Dari 2 ketidaksesuaian di atas disimpulkan bahwa pernyataan A dan B tersebut tidak berhubungan. Itu artinya, setidaknya untuk satu pemaparan tersebut (p. 61), Chomsky tidak terbukti berbohong. Dan dari 1 kesesuaian [yang dipaksakan], justru Chomskylah yang terbukti (telah) berkata jujur--atau paling tidak persisten.

B. Pujian

Namun begitu, meski tema yang dimasukkan oleh Bogdanor relatif soliter; isu yang dimaktubkan ke dalamnya terhitung banyak. Salut atas keberhasilannya mengumpulkan ke-200 korpus.


PENUTUP

Zaman sekarang, bila tidak ingin disebut penyangkal (buta-tuli), kita harus meningkatkan level skeptisisme kita dengan meruncingkan indera kita. Iya toh? (cf. New Scientist, 2010 - "Living in denial").
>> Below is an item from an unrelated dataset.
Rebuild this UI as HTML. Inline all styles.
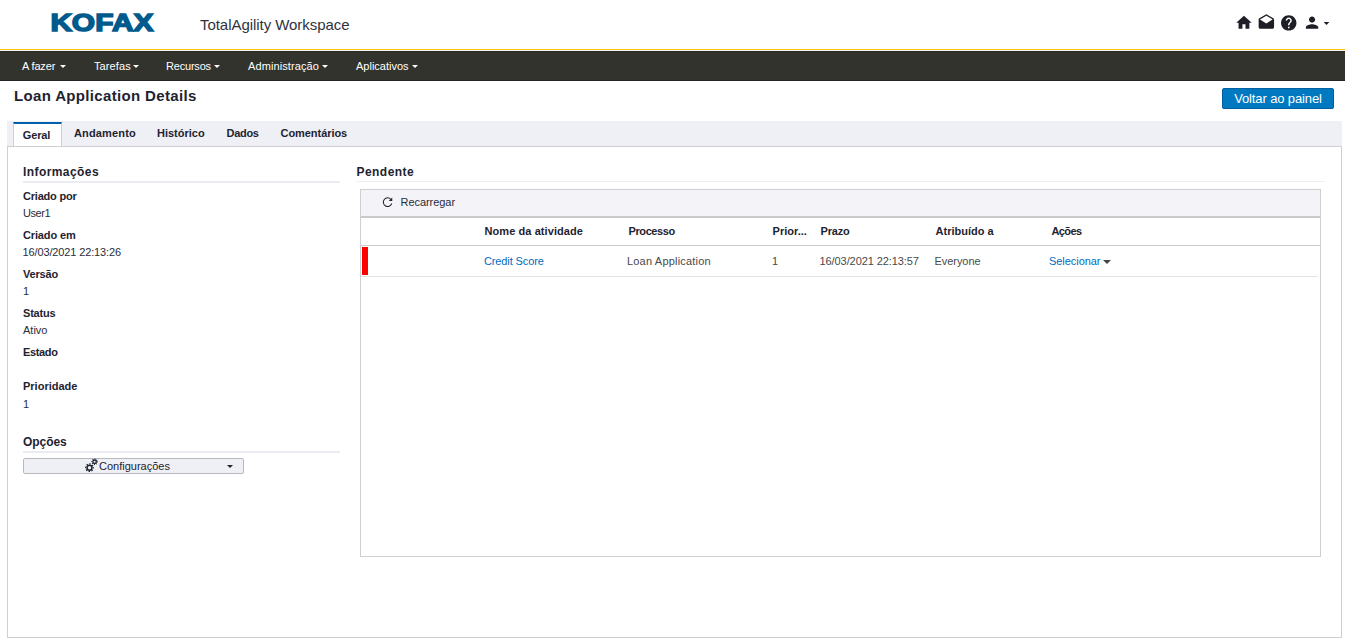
<!DOCTYPE html>
<html lang="pt-BR">
<head>
<meta charset="utf-8">
<title>TotalAgility Workspace - Loan Application Details</title>
<style>
*{box-sizing:border-box;margin:0;padding:0}
html,body{width:1345px;height:640px;overflow:hidden;background:#fff}
body{font-family:"Liberation Sans",sans-serif;font-size:11px;color:#1f2330;position:relative}
a{text-decoration:none;color:inherit}
ul{list-style:none}
.abs{position:absolute;white-space:nowrap}

/* header */
#hdr{position:absolute;left:0;top:0;width:1345px;height:49px;background:#fff}
#logo{position:absolute;left:45px;top:5px;width:120px;height:40px}
#appname{position:absolute;left:200px;top:16px;font-size:15px;line-height:18px;color:#30333d;white-space:nowrap;letter-spacing:-0.05px}
#yline{position:absolute;left:0;top:49px;width:1345px;height:1px;background:#ffc107}
#yline2{position:absolute;left:0;top:50px;width:1345px;height:1px;background:#f6f7fb}
#hicons{position:absolute;left:0;top:0}

/* nav */
#nav{position:absolute;left:0;top:51px;width:1345px;height:30px;background:#33332d;border-top:1px solid #2a2a25;border-bottom:1px solid #232320}
#nav li{position:absolute;top:-1px;height:30px;line-height:30px;color:#fff;font-size:11px;white-space:nowrap}
#nav li i{display:inline-block;width:0;height:0;border-left:3px solid transparent;border-right:3px solid transparent;border-top:3px solid #fff;margin-left:3px;vertical-align:middle;position:relative;top:-1px}

/* title row */
#title{position:absolute;left:14px;top:87px;font-size:15px;font-weight:bold;line-height:18px;letter-spacing:0.34px;white-space:nowrap;color:#1f2330}
#back{position:absolute;left:1222px;top:88px;width:112px;height:21px;background:#0079c1;border:1px solid #005f9e;border-radius:2px;color:#fff;font-size:13px;line-height:19px;text-align:center;white-space:nowrap;letter-spacing:-0.12px}

/* tabs */
#tabs{position:absolute;left:7px;top:121px;width:1335px;height:26px;background:#eff0f6;border-bottom:1px solid #cfcfcf}
#tabs li{position:absolute;top:0;height:25px;line-height:25px;font-weight:bold;font-size:11px;white-space:nowrap;color:#1f2330}
#tabs li.on{left:6px;top:1px;width:49px;height:24px;padding-right:2px;background:#fff;border:1px solid #cfcfcf;border-bottom:none;border-top:2px solid #0060b0;line-height:22px;text-align:center;letter-spacing:-0.1px}

/* panel */
#panel{position:absolute;left:7px;top:146px;width:1335px;height:492px;border:1px solid #cfcfcf;background:#fff}
.h3{position:absolute;font-size:12px;font-weight:bold;line-height:14px;white-space:nowrap;color:#1f2330}
.ul{position:absolute;height:2px;background:#ebecf3}
.lbl{position:absolute;left:23px;font-weight:bold;font-size:11px;line-height:14px;white-space:nowrap;color:#1f2330}
.val{position:absolute;left:23px;font-size:11px;line-height:14px;white-space:nowrap;color:#2a2d3a}

#cfg{position:absolute;left:23px;top:458px;width:221px;height:16px;background:#eff0f6;border:1px solid #b9b9bd;border-radius:2px;font-size:11px;line-height:14px;color:#1f2330}

/* grid */
#grid{position:absolute;left:360px;top:189px;width:961px;height:368px;border:1px solid #cfcfcf;background:#fff}
#tb{position:absolute;left:0;top:0;width:959px;height:28px;background:#f3f3f8;border-bottom:2px solid #c9c9c9}
#gh{position:absolute;left:0;top:28px;width:959px;height:28px;border-bottom:1px solid #cdcdcd}
#gh span{position:absolute;top:6px;font-weight:bold;font-size:11px;line-height:14px;white-space:nowrap;color:#1f2330}
#gr{position:absolute;left:0;top:56px;width:957px;height:31px;border-bottom:1px solid #e2e2e2}
#gr span{position:absolute;top:8px;font-size:11px;line-height:14px;white-space:nowrap;color:#4a4a4a}
#gr span.lk{color:#006bbd}
</style>
</head>
<body>

<div id="hdr">
  <svg id="logo" viewBox="0 0 120 40">
    <g transform="translate(0,26) scale(1.22,1)">
      <text x="4.426 21.885 41.230 54.918 72.541" y="0" font-family="Liberation Sans, sans-serif" font-weight="bold" font-size="24.500" fill="#005a8c" stroke="#005a8c" stroke-width="1.500" stroke-linejoin="miter">KOFAX</text>
    </g>
  </svg>
  <div id="appname">TotalAgility Workspace</div>
  <div id="hicons">
    <svg style="position:absolute;left:1225px;top:5px;width:120px;height:40px" viewBox="0 0 120 40" fill="#1e1e26">
      <g transform="translate(9.700,8.430) scale(0.771)"><path d="M10 20v-6h4v6h5v-8h3L12 3 2 12h3v8z"/></g>
      <g transform="translate(32.100,8.380) scale(0.771)"><path d="M21.99 8c0-.72-.37-1.35-.94-1.7L12 1 2.950 6.300C2.380 6.650 2 7.280 2 8v10c0 1.100.9 2 2 2h16c1.100 0 2-.9 2-2l-.01-10zM12 13L3.740 7.840 12 3l8.260 4.840L12 13z"/></g>
      <g transform="translate(54.500,8.650) scale(0.771)"><path d="M12 2C6.480 2 2 6.480 2 12s4.480 10 10 10 10-4.480 10-10S17.520 2 12 2zm1 17h-2v-2h2v2zm2.070-7.750l-.9.920C13.450 12.900 13 13.500 13 15h-2v-.5c0-1.100.45-2.100 1.170-2.830l1.240-1.260c.37-.36.59-.86.59-1.410 0-1.100-.9-2-2-2s-2 .9-2 2H8c0-2.210 1.790-4 4-4s4 1.790 4 4c0 .88-.36 1.680-.93 2.250z"/></g>
      <g transform="translate(77.800,8.430) scale(0.771)"><path d="M12 12c2.210 0 4-1.790 4-4s-1.790-4-4-4-4 1.790-4 4 1.790 4 4 4zm0 2c-2.670 0-8 1.340-8 4v2h16v-2c0-2.660-5.330-4-8-4z"/></g>
      <path d="M98.700 16.900h5.600l-2.800 3.100z"/>
    </svg>
  </div>
</div>
<div id="yline"></div><div id="yline2"></div>

<ul id="nav">
  <li style="letter-spacing:-0.15px;left:22px">A fazer<i style="margin-left:4.500px"></i></li>
  <li style="letter-spacing:0.1px;left:94px">Tarefas<i style="margin-left:2px"></i></li>
  <li style="letter-spacing:-0.2px;left:166px">Recursos<i></i></li>
  <li style="letter-spacing:0.1px;left:248px">Administração<i></i></li>
  <li style="left:356px">Aplicativos<i></i></li>
</ul>

<h1 id="title">Loan Application Details</h1>
<a id="back">Voltar ao painel</a>

<div id="panel"></div>
<ul id="tabs">
  <li class="on">Geral</li>
  <li style="left:67px;letter-spacing:0.15px">Andamento</li>
  <li style="left:150px">Histórico</li>
  <li style="left:219.500px;letter-spacing:-0.3px">Dados</li>
  <li style="left:273.500px;letter-spacing:-0.05px">Comentários</li>
</ul>

<!-- left column -->
<div class="h3" style="left:23px;top:165px;letter-spacing:0.42px">Informações</div>
<div class="ul" style="left:23px;top:181px;width:317px"></div>

<div class="lbl" style="letter-spacing:-0.2px;top:189px">Criado por</div>
<div class="val" style="letter-spacing:-0.45px;top:206px">User1</div>
<div class="lbl" style="top:228px;letter-spacing:-0.14px">Criado em</div>
<div class="val" style="letter-spacing:-0.13px;margin-left:-0.500px;top:245px">16/03/2021 22:13:26</div>
<div class="lbl" style="top:267px;letter-spacing:-0.18px">Versão</div>
<div class="val" style="top:284px">1</div>
<div class="lbl" style="top:306px;letter-spacing:-0.2px">Status</div>
<div class="val" style="top:323px">Ativo</div>
<div class="lbl" style="letter-spacing:-0.35px;top:345px">Estado</div>
<div class="lbl" style="top:379px">Prioridade</div>
<div class="val" style="top:397px">1</div>

<div class="h3" style="left:23px;top:435px;letter-spacing:-0.05px">Opções</div>
<div class="ul" style="left:23px;top:451px;width:317px"></div>
<div id="cfg">
  <svg style="position:absolute;left:60px;top:-1px;width:16px;height:16px;overflow:visible" viewBox="0 0 16 16"><g fill="none" stroke="#1f2330"><circle cx="5.500" cy="9.700" r="2.450" stroke-width="1.500"/><circle cx="5.500" cy="9.700" r="3.800" stroke-width="1.200" stroke-dasharray="1.433 1.552" transform="rotate(-10 5.500 9.700)"/><circle cx="10.600" cy="3.800" r="1.750" stroke-width="1.400"/><circle cx="10.600" cy="3.800" r="2.750" stroke-width="1.000" stroke-dasharray="1.037 1.123" transform="rotate(-10 10.600 3.800)"/></g></svg>
  <span class="abs" style="left:75px;top:0">Configurações</span>
  <i style="position:absolute;left:202.500px;top:6px;width:0;height:0;border-left:3px solid transparent;border-right:3px solid transparent;border-top:3px solid #1f2330"></i>
</div>

<!-- right column -->
<div class="h3" style="left:356.500px;top:165px;letter-spacing:0.45px">Pendente</div>
<div class="ul" style="left:356px;top:181px;width:969px;height:1px;background:#eef0f5"></div>

<div id="grid">
  <div id="tb">
    <svg style="position:absolute;left:20px;top:6px;width:14px;height:14px" viewBox="0 0 14 14"><g transform="translate(0.550,0.200)"><path d="M9.300 3.100A4.300 4.300 0 1 0 10.150 7.300" fill="none" stroke="#1f2330" stroke-width="1.050"/><path d="M10.700 1.200v3.500h-3.500z" fill="#1f2330"/></g></svg>
    <span class="abs" style="left:39.500px;top:5px;font-size:11px;line-height:14px;color:#2a2d3a;letter-spacing:-0.05px">Recarregar</span>
  </div>
  <div id="gh">
    <span style="left:123.500px;letter-spacing:0.08px">Nome da atividade</span>
    <span style="letter-spacing:-0.4px;left:267.500px">Processo</span>
    <span style="left:411.600px">Prior...</span>
    <span style="letter-spacing:-0.2px;left:459.500px">Prazo</span>
    <span style="left:574.600px">Atribuído a</span>
    <span style="letter-spacing:-0.55px;left:690.400px">Ações</span>
  </div>
  <div id="gr">
    <div style="position:absolute;left:1px;top:1px;width:6px;height:28px;background:#ff0000"></div>
    <span class="lk" style="letter-spacing:-0.12px;left:123px">Credit Score</span>
    <span style="left:266px;letter-spacing:0.19px">Loan Application</span>
    <span style="left:411px">1</span>
    <span style="letter-spacing:-0.08px;left:458.500px">16/03/2021 22:13:57</span>
    <span style="letter-spacing:-0.05px;left:573.500px">Everyone</span>
    <span class="lk" style="letter-spacing:-0.05px;margin-left:-1px;left:689px">Selecionar</span>
    <i style="position:absolute;left:742px;top:14px;width:0;height:0;border-left:4px solid transparent;border-right:4px solid transparent;border-top:4px solid #444"></i>
  </div>
</div>

</body>
</html>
Menurut saya "buku" ini lebih bercirikan pada kebiasan (sinisme) daripada sesuatu yang netral.


NOTABENE (*)

Hal-hal yang demikian saya rasa ada pentingnya mengingat  eksposisi media dalam mendistorsi informasi sbg konsekuensi bisnis, menurut saya, benar berperan (Herman and Chomsky, 1988 - "Manufacturing Consent: The Political Economy of the Mass Media").